-- EXERCISE --
Please transcribe the listing below in full and word for word, without its pictures.

-- DATA BLOCK --
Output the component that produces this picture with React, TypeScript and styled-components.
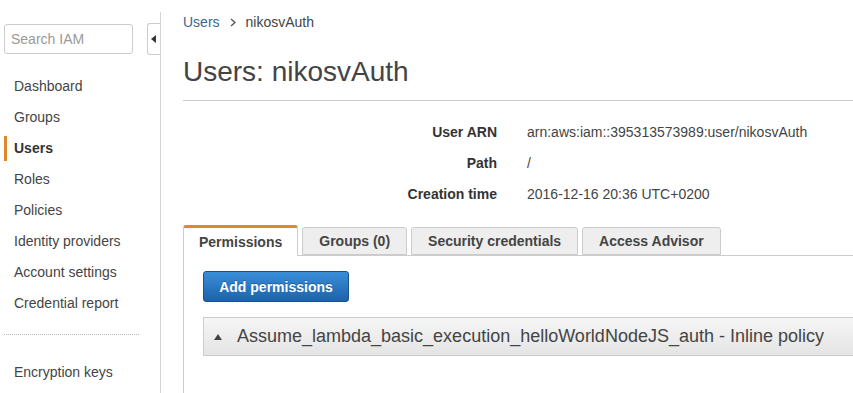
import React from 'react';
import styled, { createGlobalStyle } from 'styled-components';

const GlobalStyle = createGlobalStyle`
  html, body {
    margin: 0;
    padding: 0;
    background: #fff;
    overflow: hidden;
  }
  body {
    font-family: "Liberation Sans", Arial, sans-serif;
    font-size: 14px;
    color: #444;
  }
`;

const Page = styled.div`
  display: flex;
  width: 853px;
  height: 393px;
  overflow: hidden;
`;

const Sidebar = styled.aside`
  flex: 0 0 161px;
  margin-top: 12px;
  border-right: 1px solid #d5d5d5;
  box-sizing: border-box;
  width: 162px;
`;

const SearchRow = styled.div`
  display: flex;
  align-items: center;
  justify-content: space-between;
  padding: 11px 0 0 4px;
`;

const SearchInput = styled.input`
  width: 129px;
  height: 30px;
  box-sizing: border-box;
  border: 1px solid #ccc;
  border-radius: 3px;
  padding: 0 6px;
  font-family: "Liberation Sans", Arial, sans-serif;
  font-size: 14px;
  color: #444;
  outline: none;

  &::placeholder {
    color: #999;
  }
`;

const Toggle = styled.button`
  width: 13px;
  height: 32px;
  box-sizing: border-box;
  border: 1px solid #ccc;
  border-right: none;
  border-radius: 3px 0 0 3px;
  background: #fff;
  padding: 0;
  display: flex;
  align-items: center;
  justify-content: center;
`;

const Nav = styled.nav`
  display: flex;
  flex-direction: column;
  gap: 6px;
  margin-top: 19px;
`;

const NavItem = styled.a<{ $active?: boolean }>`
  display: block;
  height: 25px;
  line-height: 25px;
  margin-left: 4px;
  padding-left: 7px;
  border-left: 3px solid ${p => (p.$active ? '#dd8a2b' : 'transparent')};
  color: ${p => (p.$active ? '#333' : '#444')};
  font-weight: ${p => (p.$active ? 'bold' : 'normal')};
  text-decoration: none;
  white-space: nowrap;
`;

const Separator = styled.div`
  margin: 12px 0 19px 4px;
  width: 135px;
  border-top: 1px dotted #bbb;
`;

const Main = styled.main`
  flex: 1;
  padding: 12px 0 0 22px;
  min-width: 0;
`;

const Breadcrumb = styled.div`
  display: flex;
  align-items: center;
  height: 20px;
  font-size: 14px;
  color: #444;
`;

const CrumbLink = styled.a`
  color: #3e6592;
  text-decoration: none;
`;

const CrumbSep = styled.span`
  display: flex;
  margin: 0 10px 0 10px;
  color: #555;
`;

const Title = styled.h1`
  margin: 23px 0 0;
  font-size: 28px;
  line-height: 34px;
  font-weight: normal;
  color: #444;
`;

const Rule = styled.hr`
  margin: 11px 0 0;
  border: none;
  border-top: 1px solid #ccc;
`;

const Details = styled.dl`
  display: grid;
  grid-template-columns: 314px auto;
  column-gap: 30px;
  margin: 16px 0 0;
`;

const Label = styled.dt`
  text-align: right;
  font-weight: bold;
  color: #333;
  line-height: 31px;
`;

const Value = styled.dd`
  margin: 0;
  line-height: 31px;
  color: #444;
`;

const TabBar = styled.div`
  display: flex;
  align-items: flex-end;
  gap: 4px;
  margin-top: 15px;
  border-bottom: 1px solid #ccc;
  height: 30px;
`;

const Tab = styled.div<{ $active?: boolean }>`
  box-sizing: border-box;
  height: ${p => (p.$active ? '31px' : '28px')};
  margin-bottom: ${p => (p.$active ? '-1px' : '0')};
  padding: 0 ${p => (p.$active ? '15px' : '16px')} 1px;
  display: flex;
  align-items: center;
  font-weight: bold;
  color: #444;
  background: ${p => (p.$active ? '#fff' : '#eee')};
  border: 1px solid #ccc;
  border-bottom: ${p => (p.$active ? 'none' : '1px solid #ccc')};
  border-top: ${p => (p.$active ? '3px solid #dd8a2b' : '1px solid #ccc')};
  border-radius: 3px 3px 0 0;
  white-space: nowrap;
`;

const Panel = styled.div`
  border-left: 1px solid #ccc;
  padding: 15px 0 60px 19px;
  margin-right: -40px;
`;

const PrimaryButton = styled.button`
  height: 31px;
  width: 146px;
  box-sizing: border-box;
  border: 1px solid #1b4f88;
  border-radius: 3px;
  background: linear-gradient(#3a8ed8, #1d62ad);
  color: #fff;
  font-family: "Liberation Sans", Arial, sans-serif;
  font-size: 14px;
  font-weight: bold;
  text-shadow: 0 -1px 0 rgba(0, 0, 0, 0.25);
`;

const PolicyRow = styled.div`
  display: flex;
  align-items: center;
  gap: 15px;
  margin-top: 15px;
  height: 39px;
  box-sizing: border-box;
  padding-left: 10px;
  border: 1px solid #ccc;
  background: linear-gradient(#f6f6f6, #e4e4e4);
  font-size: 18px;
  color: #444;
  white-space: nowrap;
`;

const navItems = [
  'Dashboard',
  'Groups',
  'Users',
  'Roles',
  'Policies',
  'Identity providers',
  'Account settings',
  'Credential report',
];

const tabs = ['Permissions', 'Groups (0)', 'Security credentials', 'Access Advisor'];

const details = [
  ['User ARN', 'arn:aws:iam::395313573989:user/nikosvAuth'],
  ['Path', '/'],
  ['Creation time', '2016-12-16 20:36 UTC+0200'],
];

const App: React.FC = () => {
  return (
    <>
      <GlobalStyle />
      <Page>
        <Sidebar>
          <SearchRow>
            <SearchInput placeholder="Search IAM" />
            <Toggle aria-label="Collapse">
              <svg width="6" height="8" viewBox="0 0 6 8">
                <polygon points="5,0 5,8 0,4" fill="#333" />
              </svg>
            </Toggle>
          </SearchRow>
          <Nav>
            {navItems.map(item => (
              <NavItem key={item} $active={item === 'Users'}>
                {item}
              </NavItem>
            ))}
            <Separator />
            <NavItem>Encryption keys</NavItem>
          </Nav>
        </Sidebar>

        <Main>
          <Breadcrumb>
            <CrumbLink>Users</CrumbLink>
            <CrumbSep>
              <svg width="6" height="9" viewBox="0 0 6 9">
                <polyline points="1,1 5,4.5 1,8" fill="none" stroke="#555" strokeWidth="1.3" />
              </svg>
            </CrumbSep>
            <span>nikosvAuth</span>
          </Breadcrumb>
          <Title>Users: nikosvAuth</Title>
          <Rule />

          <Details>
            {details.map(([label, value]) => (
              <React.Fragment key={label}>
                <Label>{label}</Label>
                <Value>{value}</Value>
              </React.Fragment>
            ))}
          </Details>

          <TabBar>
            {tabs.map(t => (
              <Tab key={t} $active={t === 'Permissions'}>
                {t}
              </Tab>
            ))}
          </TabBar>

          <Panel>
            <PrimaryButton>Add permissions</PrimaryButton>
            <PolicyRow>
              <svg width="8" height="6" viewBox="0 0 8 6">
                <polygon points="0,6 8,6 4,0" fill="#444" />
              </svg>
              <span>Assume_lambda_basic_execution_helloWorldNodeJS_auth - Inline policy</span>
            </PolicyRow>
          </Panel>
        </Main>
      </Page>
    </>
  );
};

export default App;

-- THE REPLY --
Output the component that produces this picture with React, TypeScript and styled-components.
import React from 'react';
import styled, { createGlobalStyle } from 'styled-components';

const GlobalStyle = createGlobalStyle`
  html, body {
    margin: 0;
    padding: 0;
    background: #fff;
    overflow: hidden;
  }
  body {
    font-family: "Liberation Sans", Arial, sans-serif;
    font-size: 14px;
    color: #444;
  }
`;

const Page = styled.div`
  display: flex;
  width: 853px;
  height: 393px;
  overflow: hidden;
`;

const Sidebar = styled.aside`
  flex: 0 0 161px;
  margin-top: 12px;
  border-right: 1px solid #d5d5d5;
  box-sizing: border-box;
  width: 162px;
`;

const SearchRow = styled.div`
  display: flex;
  align-items: center;
  justify-content: space-between;
  padding: 11px 0 0 4px;
`;

const SearchInput = styled.input`
  width: 129px;
  height: 30px;
  box-sizing: border-box;
  border: 1px solid #ccc;
  border-radius: 3px;
  padding: 0 6px;
  font-family: "Liberation Sans", Arial, sans-serif;
  font-size: 14px;
  color: #444;
  outline: none;

  &::placeholder {
    color: #999;
  }
`;

const Toggle = styled.button`
  width: 13px;
  height: 32px;
  box-sizing: border-box;
  border: 1px solid #ccc;
  border-right: none;
  border-radius: 3px 0 0 3px;
  background: #fff;
  padding: 0;
  display: flex;
  align-items: center;
  justify-content: center;
`;

const Nav = styled.nav`
  display: flex;
  flex-direction: column;
  gap: 6px;
  margin-top: 19px;
`;

const NavItem = styled.a<{ $active?: boolean }>`
  display: block;
  height: 25px;
  line-height: 25px;
  margin-left: 4px;
  padding-left: 7px;
  border-left: 3px solid ${p => (p.$active ? '#dd8a2b' : 'transparent')};
  color: ${p => (p.$active ? '#333' : '#444')};
  font-weight: ${p => (p.$active ? 'bold' : 'normal')};
  text-decoration: none;
  white-space: nowrap;
`;

const Separator = styled.div`
  margin: 12px 0 19px 4px;
  width: 135px;
  border-top: 1px dotted #bbb;
`;

const Main = styled.main`
  flex: 1;
  padding: 12px 0 0 22px;
  min-width: 0;
`;

const Breadcrumb = styled.div`
  display: flex;
  align-items: center;
  height: 20px;
  font-size: 14px;
  color: #444;
`;

const CrumbLink = styled.a`
  color: #3e6592;
  text-decoration: none;
`;

const CrumbSep = styled.span`
  display: flex;
  margin: 0 10px 0 10px;
  color: #555;
`;

const Title = styled.h1`
  margin: 23px 0 0;
  font-size: 28px;
  line-height: 34px;
  font-weight: normal;
  color: #444;
`;

const Rule = styled.hr`
  margin: 11px 0 0;
  border: none;
  border-top: 1px solid #ccc;
`;

const Details = styled.dl`
  display: grid;
  grid-template-columns: 314px auto;
  column-gap: 30px;
  margin: 16px 0 0;
`;

const Label = styled.dt`
  text-align: right;
  font-weight: bold;
  color: #333;
  line-height: 31px;
`;

const Value = styled.dd`
  margin: 0;
  line-height: 31px;
  color: #444;
`;

const TabBar = styled.div`
  display: flex;
  align-items: flex-end;
  gap: 4px;
  margin-top: 15px;
  border-bottom: 1px solid #ccc;
  height: 30px;
`;

const Tab = styled.div<{ $active?: boolean }>`
  box-sizing: border-box;
  height: ${p => (p.$active ? '31px' : '28px')};
  margin-bottom: ${p => (p.$active ? '-1px' : '0')};
  padding: 0 ${p => (p.$active ? '15px' : '16px')} 1px;
  display: flex;
  align-items: center;
  font-weight: bold;
  color: #444;
  background: ${p => (p.$active ? '#fff' : '#eee')};
  border: 1px solid #ccc;
  border-bottom: ${p => (p.$active ? 'none' : '1px solid #ccc')};
  border-top: ${p => (p.$active ? '3px solid #dd8a2b' : '1px solid #ccc')};
  border-radius: 3px 3px 0 0;
  white-space: nowrap;
`;

const Panel = styled.div`
  border-left: 1px solid #ccc;
  padding: 15px 0 60px 19px;
  margin-right: -40px;
`;

const PrimaryButton = styled.button`
  height: 31px;
  width: 146px;
  box-sizing: border-box;
  border: 1px solid #1b4f88;
  border-radius: 3px;
  background: linear-gradient(#3a8ed8, #1d62ad);
  color: #fff;
  font-family: "Liberation Sans", Arial, sans-serif;
  font-size: 14px;
  font-weight: bold;
  text-shadow: 0 -1px 0 rgba(0, 0, 0, 0.25);
`;

const PolicyRow = styled.div`
  display: flex;
  align-items: center;
  gap: 15px;
  margin-top: 15px;
  height: 39px;
  box-sizing: border-box;
  padding-left: 10px;
  border: 1px solid #ccc;
  background: linear-gradient(#f6f6f6, #e4e4e4);
  font-size: 18px;
  color: #444;
  white-space: nowrap;
`;

const navItems = [
  'Dashboard',
  'Groups',
  'Users',
  'Roles',
  'Policies',
  'Identity providers',
  'Account settings',
  'Credential report',
];

const tabs = ['Permissions', 'Groups (0)', 'Security credentials', 'Access Advisor'];

const details = [
  ['User ARN', 'arn:aws:iam::395313573989:user/nikosvAuth'],
  ['Path', '/'],
  ['Creation time', '2016-12-16 20:36 UTC+0200'],
];

const App: React.FC = () => {
  return (
    <>
      <GlobalStyle />
      <Page>
        <Sidebar>
          <SearchRow>
            <SearchInput placeholder="Search IAM" />
            <Toggle aria-label="Collapse">
              <svg width="6" height="8" viewBox="0 0 6 8">
                <polygon points="5,0 5,8 0,4" fill="#333" />
              </svg>
            </Toggle>
          </SearchRow>
          <Nav>
            {navItems.map(item => (
              <NavItem key={item} $active={item === 'Users'}>
                {item}
              </NavItem>
            ))}
            <Separator />
            <NavItem>Encryption keys</NavItem>
          </Nav>
        </Sidebar>

        <Main>
          <Breadcrumb>
            <CrumbLink>Users</CrumbLink>
            <CrumbSep>
              <svg width="6" height="9" viewBox="0 0 6 9">
                <polyline points="1,1 5,4.5 1,8" fill="none" stroke="#555" strokeWidth="1.3" />
              </svg>
            </CrumbSep>
            <span>nikosvAuth</span>
          </Breadcrumb>
          <Title>Users: nikosvAuth</Title>
          <Rule />

          <Details>
            {details.map(([label, value]) => (
              <React.Fragment key={label}>
                <Label>{label}</Label>
                <Value>{value}</Value>
              </React.Fragment>
            ))}
          </Details>

          <TabBar>
            {tabs.map(t => (
              <Tab key={t} $active={t === 'Permissions'}>
                {t}
              </Tab>
            ))}
          </TabBar>

          <Panel>
            <PrimaryButton>Add permissions</PrimaryButton>
            <PolicyRow>
              <svg width="8" height="6" viewBox="0 0 8 6">
                <polygon points="0,6 8,6 4,0" fill="#444" />
              </svg>
              <span>Assume_lambda_basic_execution_helloWorldNodeJS_auth - Inline policy</span>
            </PolicyRow>
          </Panel>
        </Main>
      </Page>
    </>
  );
};

export default App;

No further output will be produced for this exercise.